> **TASK STATEMENT**
Pictures do not belong in your copy. Repeat all the other data exactly.

Start of INFORMATION SHOWN

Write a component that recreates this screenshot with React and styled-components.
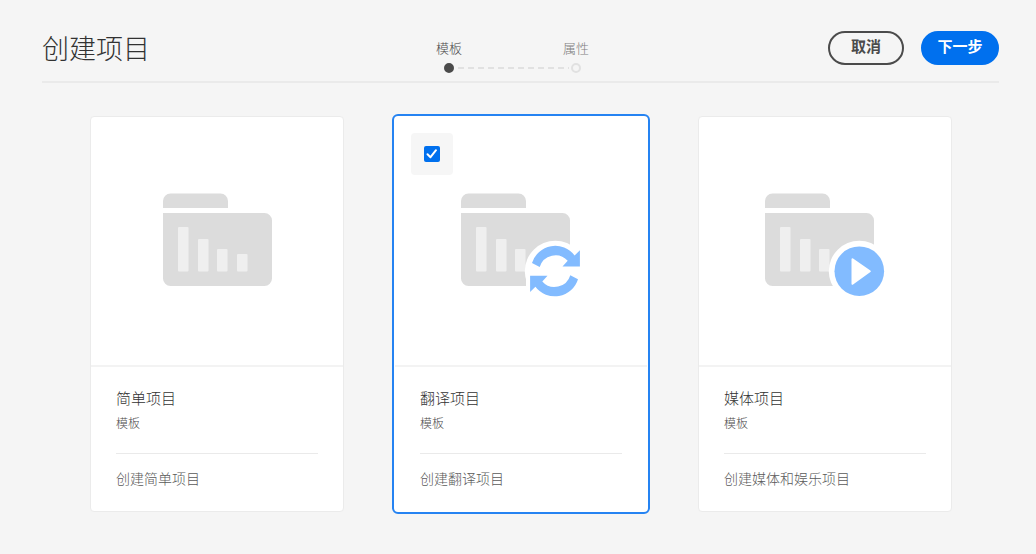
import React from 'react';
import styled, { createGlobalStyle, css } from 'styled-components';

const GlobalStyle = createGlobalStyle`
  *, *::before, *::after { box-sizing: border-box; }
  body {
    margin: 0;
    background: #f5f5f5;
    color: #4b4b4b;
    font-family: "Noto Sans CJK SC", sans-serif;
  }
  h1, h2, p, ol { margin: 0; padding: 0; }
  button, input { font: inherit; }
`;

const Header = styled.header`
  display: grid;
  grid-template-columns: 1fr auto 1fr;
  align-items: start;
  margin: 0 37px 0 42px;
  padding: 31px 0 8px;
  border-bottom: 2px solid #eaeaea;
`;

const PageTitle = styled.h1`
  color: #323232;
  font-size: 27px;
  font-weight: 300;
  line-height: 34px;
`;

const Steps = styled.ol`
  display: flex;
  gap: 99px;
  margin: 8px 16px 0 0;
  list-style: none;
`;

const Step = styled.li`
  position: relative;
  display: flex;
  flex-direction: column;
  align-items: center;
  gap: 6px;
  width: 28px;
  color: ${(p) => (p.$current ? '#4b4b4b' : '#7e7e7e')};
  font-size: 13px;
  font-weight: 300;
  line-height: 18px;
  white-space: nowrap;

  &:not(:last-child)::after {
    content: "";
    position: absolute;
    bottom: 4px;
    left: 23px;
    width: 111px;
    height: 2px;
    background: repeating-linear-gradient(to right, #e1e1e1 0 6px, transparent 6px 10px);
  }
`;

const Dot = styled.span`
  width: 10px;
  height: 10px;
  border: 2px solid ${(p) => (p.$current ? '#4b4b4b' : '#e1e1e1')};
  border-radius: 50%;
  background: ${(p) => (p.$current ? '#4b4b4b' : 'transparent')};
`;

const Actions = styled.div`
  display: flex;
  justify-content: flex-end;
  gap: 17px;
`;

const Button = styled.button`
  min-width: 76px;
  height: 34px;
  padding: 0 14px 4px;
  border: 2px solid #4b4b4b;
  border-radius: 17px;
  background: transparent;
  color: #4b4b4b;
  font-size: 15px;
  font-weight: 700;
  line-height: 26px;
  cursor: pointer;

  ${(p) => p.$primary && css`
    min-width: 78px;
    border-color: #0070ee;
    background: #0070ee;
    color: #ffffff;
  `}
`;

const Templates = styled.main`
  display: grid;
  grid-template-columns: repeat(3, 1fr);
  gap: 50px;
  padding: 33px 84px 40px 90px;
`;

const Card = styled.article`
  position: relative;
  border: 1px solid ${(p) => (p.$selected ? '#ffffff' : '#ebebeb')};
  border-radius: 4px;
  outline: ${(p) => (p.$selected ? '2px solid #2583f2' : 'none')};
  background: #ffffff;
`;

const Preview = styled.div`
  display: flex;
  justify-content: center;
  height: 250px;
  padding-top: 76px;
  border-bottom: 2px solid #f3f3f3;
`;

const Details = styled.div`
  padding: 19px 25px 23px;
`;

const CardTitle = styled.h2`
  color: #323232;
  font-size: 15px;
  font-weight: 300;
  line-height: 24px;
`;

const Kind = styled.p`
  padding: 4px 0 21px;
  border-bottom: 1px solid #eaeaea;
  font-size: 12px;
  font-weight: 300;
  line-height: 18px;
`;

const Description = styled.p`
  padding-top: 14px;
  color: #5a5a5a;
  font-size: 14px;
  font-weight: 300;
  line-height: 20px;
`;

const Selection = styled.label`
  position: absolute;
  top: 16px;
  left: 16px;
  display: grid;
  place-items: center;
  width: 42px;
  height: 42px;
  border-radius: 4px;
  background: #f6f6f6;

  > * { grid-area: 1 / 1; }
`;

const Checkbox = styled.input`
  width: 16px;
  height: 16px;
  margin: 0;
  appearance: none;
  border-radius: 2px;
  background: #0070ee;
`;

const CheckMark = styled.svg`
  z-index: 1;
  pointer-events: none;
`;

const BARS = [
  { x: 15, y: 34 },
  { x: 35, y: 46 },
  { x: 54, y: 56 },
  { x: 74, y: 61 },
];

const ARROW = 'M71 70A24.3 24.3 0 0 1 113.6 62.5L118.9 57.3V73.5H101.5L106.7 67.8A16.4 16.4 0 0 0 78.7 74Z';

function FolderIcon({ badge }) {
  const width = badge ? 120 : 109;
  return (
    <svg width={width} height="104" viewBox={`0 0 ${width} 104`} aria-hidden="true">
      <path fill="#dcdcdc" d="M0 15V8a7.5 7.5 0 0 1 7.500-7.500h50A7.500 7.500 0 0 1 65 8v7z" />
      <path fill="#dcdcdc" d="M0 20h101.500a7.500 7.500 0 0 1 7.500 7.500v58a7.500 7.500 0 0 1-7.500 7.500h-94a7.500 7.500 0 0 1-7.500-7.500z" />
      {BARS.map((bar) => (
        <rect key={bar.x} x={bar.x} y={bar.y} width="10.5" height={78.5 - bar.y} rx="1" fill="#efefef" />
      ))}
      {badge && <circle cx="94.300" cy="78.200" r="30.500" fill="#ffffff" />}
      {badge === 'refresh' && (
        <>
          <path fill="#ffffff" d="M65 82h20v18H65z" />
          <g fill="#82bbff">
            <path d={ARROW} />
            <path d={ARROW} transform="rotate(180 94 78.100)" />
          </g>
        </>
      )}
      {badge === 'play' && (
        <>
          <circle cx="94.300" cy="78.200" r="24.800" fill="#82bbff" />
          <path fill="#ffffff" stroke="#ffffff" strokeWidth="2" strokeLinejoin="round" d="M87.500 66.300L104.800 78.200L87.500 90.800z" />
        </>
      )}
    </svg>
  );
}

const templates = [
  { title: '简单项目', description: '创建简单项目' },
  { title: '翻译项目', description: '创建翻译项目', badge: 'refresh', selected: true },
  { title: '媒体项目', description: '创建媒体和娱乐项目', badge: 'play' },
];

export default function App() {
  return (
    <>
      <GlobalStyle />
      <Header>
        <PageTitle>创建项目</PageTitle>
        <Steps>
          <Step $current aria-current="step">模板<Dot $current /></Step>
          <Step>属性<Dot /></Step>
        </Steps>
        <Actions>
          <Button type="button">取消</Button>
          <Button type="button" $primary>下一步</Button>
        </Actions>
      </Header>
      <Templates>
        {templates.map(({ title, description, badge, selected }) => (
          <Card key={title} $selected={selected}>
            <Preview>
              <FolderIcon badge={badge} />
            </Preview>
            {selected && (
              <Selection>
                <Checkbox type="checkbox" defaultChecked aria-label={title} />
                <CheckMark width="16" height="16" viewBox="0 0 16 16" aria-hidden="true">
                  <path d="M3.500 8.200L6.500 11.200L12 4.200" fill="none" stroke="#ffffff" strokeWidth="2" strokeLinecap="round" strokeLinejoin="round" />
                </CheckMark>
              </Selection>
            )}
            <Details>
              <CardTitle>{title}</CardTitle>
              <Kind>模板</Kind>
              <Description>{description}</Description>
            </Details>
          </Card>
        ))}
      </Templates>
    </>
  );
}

End of INFORMATION SHOWN

> **WRITTEN ANSWER**
Write a component that recreates this screenshot with React and styled-components.
import React from 'react';
import styled, { createGlobalStyle, css } from 'styled-components';

const GlobalStyle = createGlobalStyle`
  *, *::before, *::after { box-sizing: border-box; }
  body {
    margin: 0;
    background: #f5f5f5;
    color: #4b4b4b;
    font-family: "Noto Sans CJK SC", sans-serif;
  }
  h1, h2, p, ol { margin: 0; padding: 0; }
  button, input { font: inherit; }
`;

const Header = styled.header`
  display: grid;
  grid-template-columns: 1fr auto 1fr;
  align-items: start;
  margin: 0 37px 0 42px;
  padding: 31px 0 8px;
  border-bottom: 2px solid #eaeaea;
`;

const PageTitle = styled.h1`
  color: #323232;
  font-size: 27px;
  font-weight: 300;
  line-height: 34px;
`;

const Steps = styled.ol`
  display: flex;
  gap: 99px;
  margin: 8px 16px 0 0;
  list-style: none;
`;

const Step = styled.li`
  position: relative;
  display: flex;
  flex-direction: column;
  align-items: center;
  gap: 6px;
  width: 28px;
  color: ${(p) => (p.$current ? '#4b4b4b' : '#7e7e7e')};
  font-size: 13px;
  font-weight: 300;
  line-height: 18px;
  white-space: nowrap;

  &:not(:last-child)::after {
    content: "";
    position: absolute;
    bottom: 4px;
    left: 23px;
    width: 111px;
    height: 2px;
    background: repeating-linear-gradient(to right, #e1e1e1 0 6px, transparent 6px 10px);
  }
`;

const Dot = styled.span`
  width: 10px;
  height: 10px;
  border: 2px solid ${(p) => (p.$current ? '#4b4b4b' : '#e1e1e1')};
  border-radius: 50%;
  background: ${(p) => (p.$current ? '#4b4b4b' : 'transparent')};
`;

const Actions = styled.div`
  display: flex;
  justify-content: flex-end;
  gap: 17px;
`;

const Button = styled.button`
  min-width: 76px;
  height: 34px;
  padding: 0 14px 4px;
  border: 2px solid #4b4b4b;
  border-radius: 17px;
  background: transparent;
  color: #4b4b4b;
  font-size: 15px;
  font-weight: 700;
  line-height: 26px;
  cursor: pointer;

  ${(p) => p.$primary && css`
    min-width: 78px;
    border-color: #0070ee;
    background: #0070ee;
    color: #ffffff;
  `}
`;

const Templates = styled.main`
  display: grid;
  grid-template-columns: repeat(3, 1fr);
  gap: 50px;
  padding: 33px 84px 40px 90px;
`;

const Card = styled.article`
  position: relative;
  border: 1px solid ${(p) => (p.$selected ? '#ffffff' : '#ebebeb')};
  border-radius: 4px;
  outline: ${(p) => (p.$selected ? '2px solid #2583f2' : 'none')};
  background: #ffffff;
`;

const Preview = styled.div`
  display: flex;
  justify-content: center;
  height: 250px;
  padding-top: 76px;
  border-bottom: 2px solid #f3f3f3;
`;

const Details = styled.div`
  padding: 19px 25px 23px;
`;

const CardTitle = styled.h2`
  color: #323232;
  font-size: 15px;
  font-weight: 300;
  line-height: 24px;
`;

const Kind = styled.p`
  padding: 4px 0 21px;
  border-bottom: 1px solid #eaeaea;
  font-size: 12px;
  font-weight: 300;
  line-height: 18px;
`;

const Description = styled.p`
  padding-top: 14px;
  color: #5a5a5a;
  font-size: 14px;
  font-weight: 300;
  line-height: 20px;
`;

const Selection = styled.label`
  position: absolute;
  top: 16px;
  left: 16px;
  display: grid;
  place-items: center;
  width: 42px;
  height: 42px;
  border-radius: 4px;
  background: #f6f6f6;

  > * { grid-area: 1 / 1; }
`;

const Checkbox = styled.input`
  width: 16px;
  height: 16px;
  margin: 0;
  appearance: none;
  border-radius: 2px;
  background: #0070ee;
`;

const CheckMark = styled.svg`
  z-index: 1;
  pointer-events: none;
`;

const BARS = [
  { x: 15, y: 34 },
  { x: 35, y: 46 },
  { x: 54, y: 56 },
  { x: 74, y: 61 },
];

const ARROW = 'M71 70A24.3 24.3 0 0 1 113.6 62.5L118.9 57.3V73.5H101.5L106.7 67.8A16.4 16.4 0 0 0 78.7 74Z';

function FolderIcon({ badge }) {
  const width = badge ? 120 : 109;
  return (
    <svg width={width} height="104" viewBox={`0 0 ${width} 104`} aria-hidden="true">
      <path fill="#dcdcdc" d="M0 15V8a7.5 7.5 0 0 1 7.500-7.500h50A7.500 7.500 0 0 1 65 8v7z" />
      <path fill="#dcdcdc" d="M0 20h101.500a7.500 7.500 0 0 1 7.500 7.500v58a7.500 7.500 0 0 1-7.500 7.500h-94a7.500 7.500 0 0 1-7.500-7.500z" />
      {BARS.map((bar) => (
        <rect key={bar.x} x={bar.x} y={bar.y} width="10.5" height={78.5 - bar.y} rx="1" fill="#efefef" />
      ))}
      {badge && <circle cx="94.300" cy="78.200" r="30.500" fill="#ffffff" />}
      {badge === 'refresh' && (
        <>
          <path fill="#ffffff" d="M65 82h20v18H65z" />
          <g fill="#82bbff">
            <path d={ARROW} />
            <path d={ARROW} transform="rotate(180 94 78.100)" />
          </g>
        </>
      )}
      {badge === 'play' && (
        <>
          <circle cx="94.300" cy="78.200" r="24.800" fill="#82bbff" />
          <path fill="#ffffff" stroke="#ffffff" strokeWidth="2" strokeLinejoin="round" d="M87.500 66.300L104.800 78.200L87.500 90.800z" />
        </>
      )}
    </svg>
  );
}

const templates = [
  { title: '简单项目', description: '创建简单项目' },
  { title: '翻译项目', description: '创建翻译项目', badge: 'refresh', selected: true },
  { title: '媒体项目', description: '创建媒体和娱乐项目', badge: 'play' },
];

export default function App() {
  return (
    <>
      <GlobalStyle />
      <Header>
        <PageTitle>创建项目</PageTitle>
        <Steps>
          <Step $current aria-current="step">模板<Dot $current /></Step>
          <Step>属性<Dot /></Step>
        </Steps>
        <Actions>
          <Button type="button">取消</Button>
          <Button type="button" $primary>下一步</Button>
        </Actions>
      </Header>
      <Templates>
        {templates.map(({ title, description, badge, selected }) => (
          <Card key={title} $selected={selected}>
            <Preview>
              <FolderIcon badge={badge} />
            </Preview>
            {selected && (
              <Selection>
                <Checkbox type="checkbox" defaultChecked aria-label={title} />
                <CheckMark width="16" height="16" viewBox="0 0 16 16" aria-hidden="true">
                  <path d="M3.500 8.200L6.500 11.200L12 4.200" fill="none" stroke="#ffffff" strokeWidth="2" strokeLinecap="round" strokeLinejoin="round" />
                </CheckMark>
              </Selection>
            )}
            <Details>
              <CardTitle>{title}</CardTitle>
              <Kind>模板</Kind>
              <Description>{description}</Description>
            </Details>
          </Card>
        ))}
      </Templates>
    </>
  );
}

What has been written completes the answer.